Fijé la mirada en el juez, siguiendo el consejo de mis abogados, y permanecí erguido aunque no inconmovible, durante las observaciones preliminares de los mismos. «He aquí un muchacho», dijo con voz suave y vibrante del suplicante convencido y consumado, «el único muchacho, no, el único hijo, la esperanza solitaria de sus padres entregados. Con una salud delicada, demasiado como para asistir a la escuela hasta entonces —establecimiento de estudio al cual sus habilidades le tienen destinado— y que llevaba esperando ese momento con todo el fervor que Su Señoría puede ver grabado en su semblante, ese instante de formar parte de la academia del conocimiento, que debería haberse formalizado siete semanas antes del hecho. Pero, ¿qué sucede entonces? Su Señoría lo sabe. Su Señoría lo ha oído. Es el asunto que nos ocupa. Puesto que el tiempo es dinero, su carrera se ha visto mermada; pero no sólo eso, sino que se ha visto sujeto a una mutilación de su persona, cuyos efectos morales son imposibles de evaluar. Un día era un chico feliz, y podría añadirse sin retorcer indebidamente la verdad, feliz y atractivo, y al siguiente se ve reducido, bien por intenciones aviesas o por malévola negligencia, o incluso aún por falta de conocimientos, al espectáculo que el testigo ofrece a Su Señoría —si bien con todas las reticencias del mundo, que Su Señoría sabrá apreciar— para que inspeccione con detalle».

En este punto, una discreta oleada de compasión y horror recorrió al público presente; y quizá fue significativo el hecho, como el señor Whey hizo notar a mi padre, de que el juez no mandó callar a la concurrencia. Luego, tras unas breves preguntas, puesto que, como declaró mi abogado, no deseaba alargar mi tormento, me pidió que retirara mi gorrita y le mostrara a Su Señoría lo que había debajo. Fue un esfuerzo, pero lo logré, y el efecto sobre el juez fue instantáneo. A pesar de su palidez, hasta ese instante había conservado indicios de su grosero estilo de vida. Pero ahora, hasta el último vestigio de color le abandonó, e incluso pareció perder peso, contrajo las pupilas hasta que parecieron alfileres, fijándolas en mi cráneo con una mirada demacrada y aun así fascinada. Gotas de sudor brillaban en su frente. Luego, con una profunda exhalación como si fuera una rueda de bicicleta pinchada, se cubrió los ojos con la mano, y supe instintivamente, mientras volvía a ponerme la gorrita, que habíamos ganado el caso.

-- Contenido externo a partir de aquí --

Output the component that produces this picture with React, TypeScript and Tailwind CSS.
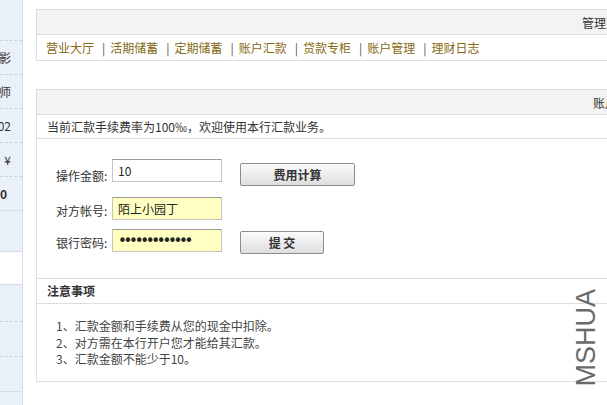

Por supuesto, hubo más debates e intercambios de información técnica, pero al público debieron parecerle una ristra de declaraciones sin la menor importancia. Pronto, mi padre y mis tías y tías abuelas me abrazaban, con la feliz conciencia de que había triunfado el bien. No terminó ahí la cosa. Pues gracias al dinero que recibimos por los daños y perjuicios, mi padre y yo pasamos un mes en Scarborough, mientras que una firma de crecepelos me pagó una notable suma por la copia de una fotografía de mi persona que mi padre, con buen tino, había tomado. Dos años más tarde, pagaron la misma suma por una fotografía de mi cabeza, ya cubierta de pelo, y reprodujeron ambas, con el nombre de otra persona y el intervalo de tiempo transcurrido menguado con objetivos comerciales, para ilustrar los efectos de una sustancia que, según tengo entendido, desde entonces se ha convertido en un producto de lo más rentable.